Directive
Reproduce the lines of the material exactly, excluding every image.

Material

++++++++++++++++++++

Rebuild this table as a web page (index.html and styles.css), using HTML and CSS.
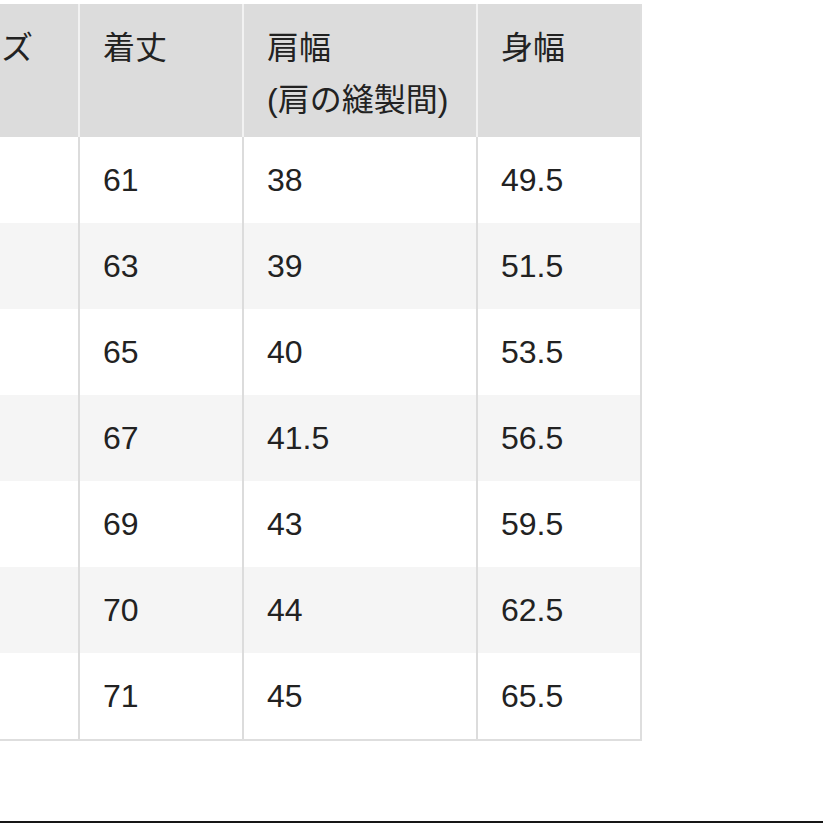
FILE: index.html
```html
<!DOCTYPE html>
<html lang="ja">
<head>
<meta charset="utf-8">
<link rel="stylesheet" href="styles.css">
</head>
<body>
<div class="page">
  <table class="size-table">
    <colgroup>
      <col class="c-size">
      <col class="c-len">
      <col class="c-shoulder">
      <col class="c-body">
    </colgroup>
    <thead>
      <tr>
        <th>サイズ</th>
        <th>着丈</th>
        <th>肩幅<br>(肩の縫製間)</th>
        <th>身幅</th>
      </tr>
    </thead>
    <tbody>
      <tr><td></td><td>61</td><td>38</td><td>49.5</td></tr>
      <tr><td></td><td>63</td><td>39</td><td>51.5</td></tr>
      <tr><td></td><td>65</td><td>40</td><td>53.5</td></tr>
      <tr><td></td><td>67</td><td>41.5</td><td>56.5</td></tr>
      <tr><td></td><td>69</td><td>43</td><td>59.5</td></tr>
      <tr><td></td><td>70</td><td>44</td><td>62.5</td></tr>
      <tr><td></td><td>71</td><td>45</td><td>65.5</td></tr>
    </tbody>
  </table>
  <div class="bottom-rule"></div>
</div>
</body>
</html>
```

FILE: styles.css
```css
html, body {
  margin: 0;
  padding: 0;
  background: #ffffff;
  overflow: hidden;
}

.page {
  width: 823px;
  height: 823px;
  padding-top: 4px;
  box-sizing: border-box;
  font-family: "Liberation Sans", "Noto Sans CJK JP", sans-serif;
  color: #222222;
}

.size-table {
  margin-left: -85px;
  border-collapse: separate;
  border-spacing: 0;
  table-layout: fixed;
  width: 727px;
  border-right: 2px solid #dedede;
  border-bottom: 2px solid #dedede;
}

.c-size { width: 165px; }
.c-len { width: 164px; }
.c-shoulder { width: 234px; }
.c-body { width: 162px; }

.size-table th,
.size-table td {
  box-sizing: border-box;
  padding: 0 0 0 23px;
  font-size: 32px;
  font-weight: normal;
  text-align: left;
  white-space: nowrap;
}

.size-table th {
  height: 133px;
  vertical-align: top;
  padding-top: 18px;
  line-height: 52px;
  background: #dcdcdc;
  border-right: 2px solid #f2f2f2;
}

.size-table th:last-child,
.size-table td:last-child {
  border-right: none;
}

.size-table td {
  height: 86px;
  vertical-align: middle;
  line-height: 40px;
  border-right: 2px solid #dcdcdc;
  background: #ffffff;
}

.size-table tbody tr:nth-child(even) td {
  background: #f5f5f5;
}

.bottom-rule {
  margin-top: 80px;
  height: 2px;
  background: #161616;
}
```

++++++++++++++++++++

Problem solution
Rebuild this table as a web page (index.html and styles.css), using HTML and CSS.
FILE: index.html
```html
<!DOCTYPE html>
<html lang="ja">
<head>
<meta charset="utf-8">
<link rel="stylesheet" href="styles.css">
</head>
<body>
<div class="page">
  <table class="size-table">
    <colgroup>
      <col class="c-size">
      <col class="c-len">
      <col class="c-shoulder">
      <col class="c-body">
    </colgroup>
    <thead>
      <tr>
        <th>サイズ</th>
        <th>着丈</th>
        <th>肩幅<br>(肩の縫製間)</th>
        <th>身幅</th>
      </tr>
    </thead>
    <tbody>
      <tr><td></td><td>61</td><td>38</td><td>49.5</td></tr>
      <tr><td></td><td>63</td><td>39</td><td>51.5</td></tr>
      <tr><td></td><td>65</td><td>40</td><td>53.5</td></tr>
      <tr><td></td><td>67</td><td>41.5</td><td>56.5</td></tr>
      <tr><td></td><td>69</td><td>43</td><td>59.5</td></tr>
      <tr><td></td><td>70</td><td>44</td><td>62.5</td></tr>
      <tr><td></td><td>71</td><td>45</td><td>65.5</td></tr>
    </tbody>
  </table>
  <div class="bottom-rule"></div>
</div>
</body>
</html>
```

FILE: styles.css
```css
html, body {
  margin: 0;
  padding: 0;
  background: #ffffff;
  overflow: hidden;
}

.page {
  width: 823px;
  height: 823px;
  padding-top: 4px;
  box-sizing: border-box;
  font-family: "Liberation Sans", "Noto Sans CJK JP", sans-serif;
  color: #222222;
}

.size-table {
  margin-left: -85px;
  border-collapse: separate;
  border-spacing: 0;
  table-layout: fixed;
  width: 727px;
  border-right: 2px solid #dedede;
  border-bottom: 2px solid #dedede;
}

.c-size { width: 165px; }
.c-len { width: 164px; }
.c-shoulder { width: 234px; }
.c-body { width: 162px; }

.size-table th,
.size-table td {
  box-sizing: border-box;
  padding: 0 0 0 23px;
  font-size: 32px;
  font-weight: normal;
  text-align: left;
  white-space: nowrap;
}

.size-table th {
  height: 133px;
  vertical-align: top;
  padding-top: 18px;
  line-height: 52px;
  background: #dcdcdc;
  border-right: 2px solid #f2f2f2;
}

.size-table th:last-child,
.size-table td:last-child {
  border-right: none;
}

.size-table td {
  height: 86px;
  vertical-align: middle;
  line-height: 40px;
  border-right: 2px solid #dcdcdc;
  background: #ffffff;
}

.size-table tbody tr:nth-child(even) td {
  background: #f5f5f5;
}

.bottom-rule {
  margin-top: 80px;
  height: 2px;
  background: #161616;
}
```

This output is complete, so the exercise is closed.